We’ve already seen how Bit components can be versioned and released independently. The release process, so far, has been limited to publishing packages and hosting the component source code in different “scopes” in bit.cloud.

However, the release process can be extended to include the deployment of the components. Not all components need to be deployed independently, but some might be deployed as microservices, serverless functions, micro frontends, or full applications.
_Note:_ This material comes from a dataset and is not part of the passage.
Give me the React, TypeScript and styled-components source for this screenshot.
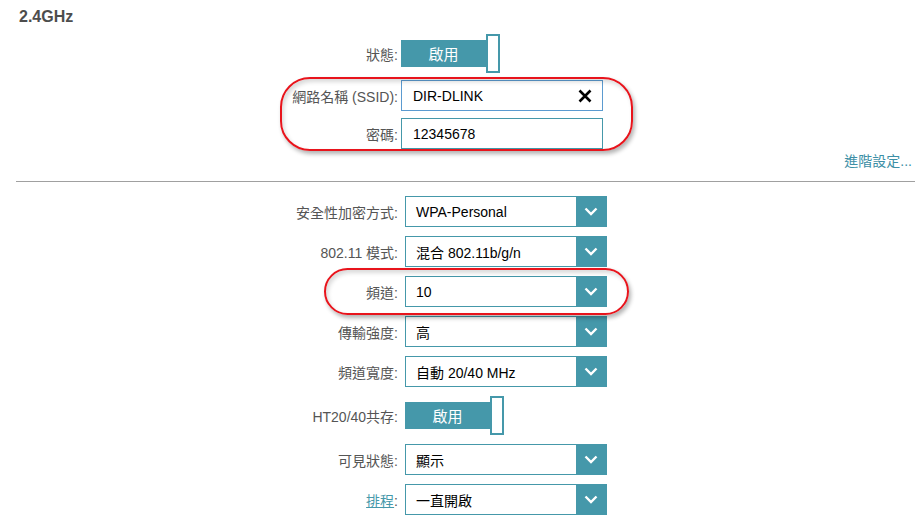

For example, to deploy our demo Bit component to Netlify, we’ll add a new file to its directory:

cd sparks/actions/button
touch button.bit-app.ts

Then, we’ll add the following code to the file:

/** @filename: button.bit-app.ts */

import { ViteReact } from '@bitdev/react.app-types.vite-react';
import { Netlify } from '@teambit/cloud-providers.deployers.netlify';

const netlify = {
  accessToken: process.env.NETLIFY_AUTH_TOKEN,
  productionSiteName: 'buttton-mfe',
  team: 'sparks',
};

export default ViteReact.from({
  name: 'button-app',
  deploy: Netlify.deploy(netlify),
});

From now on, every release of this component will include its deployment to Netlify. That is, this component’s build pipeline, which includes compiling, linting, testing, packaging, and so forth, has been extended with an additional step — deployment as a Vite app to Netlify.

Similarly, components can be deployed as serverless functions to AWS, as a microservice to Google Cloud, and so forth.

Regardless of the deployment strategy, the system remains composable as the components are still independent and can be combined and reused in different ways.

Having a centralized system rather than a distributed one does not mean the system is no longer composable. The key is to keep the components independent and reusable.

Conclusion

When components are independent, the development strategy, deployment strategy, and system architecture can be changed quickly and safely.

This is the essence of composability: the ability to rapidly change the system without breaking it.